Summary: Monadology
Leibniz's Monadology was written in French in 1714. Leibniz defines the monad as the atoms of nature, the elements of the world, the parts that make up the whole. He affirms the two great rationalist principles, the principle of sufficient reason and the principle of non-contradiction, and shows why God created the best of all possible worlds.
Leibniz defines the monad as a simple substance, without parts. The existence of compound bodies proves the existence of monads, since the existence of the compound proves the existence of the simple. As a result, these are the true atoms of nature
1.
What can these absolutely simple parts, the monads, be like?
In fact, they have neither extent nor figure. Indeed, since extent is divisible, extended bodies are not absolutely simple: similarly, figures are divisible (we can cut, for example, a triangle in two) and can only characterise complex bodies.

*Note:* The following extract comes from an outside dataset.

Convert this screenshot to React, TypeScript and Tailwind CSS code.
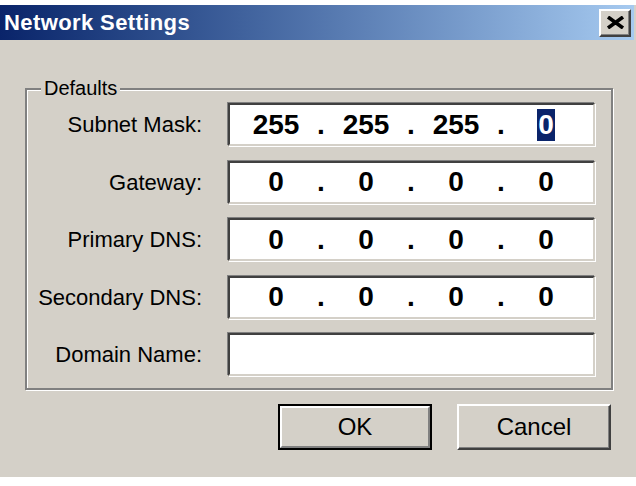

Similarly, monads can only appear or disappear all at once (by creation or annihilation): for there is no dissolution to fear for a simple body (only complex bodies can see their parts disjoined) nor formation (one part coming to be added to another to form a whole).
No external movement affects a monad (again, because of their simplicity, the movement most often consisting of a change in the arrangement of the parts between them). As a result, nothing can enter a monad. This leads to the famous idea:
Monads have no windows, through which anything can enter or leave them 2.
The monad appears for the moment still as something indeterminate, not even as a kind of void, since this occupies a certain extent.
Leibniz will then try to give content to the monad, without contradicting its simplicity.
It is necessary, first of all, that monads have some qualities, otherwise they would not even be Beings
3.
It is also necessary for monads to be distinguishable from each other; Leibniz referring here to his principle of identity of indiscernibles, stated in his New Essays on Human Understanding following the principle of sufficient reason, according to which there are never in nature two beings which are perfectly one like the other
4.
Monads have no parts, but they have qualities.
On the other hand, if no external movement comes to affect the monad, it has internal movements, like all created beings, coming from an internal principle.
Finally, there is in it a plurality of affections and relations, though there are no parts of them
5: these are the perceptions.
The Monad is therefore soul. The simple substance that makes up the various bodies is the soul. Indeed, perception cannot be explained according to physical or mechanical bodies alone. This is the meaning of the famous passage:
By pretending that there is a machine whose structure makes one think, feel, have perception, one will be able to conceive it enlarged so that one can enter it as into a mill. And that laid down, when we visit it inside we will only find parts that push each other, and never anything to explain a perception 6.
These monads or souls may also be called entelechies, owing to the fact that they have a certain perfection, inasmuch as they are themselves the sources of their internal actions (entelechy is an Aristotelian term that designates a being that has reached its end, hence has attained a certain perfection).
Leibniz notes the importance of memory, which comes to organise perceptions, but which we share with animals (such as the beaten dog that runs away as soon as it sees the stick with which it is used to being hit).
Human being is distinguished from animals by his knowledge of the eternal and necessary truths of Reason.
Two great principles come to direct our reasoning: that of contradiction (is true what is contrary to false) and that of sufficient reason: nothing happens without sufficient reason (or again: there is a reason for everything).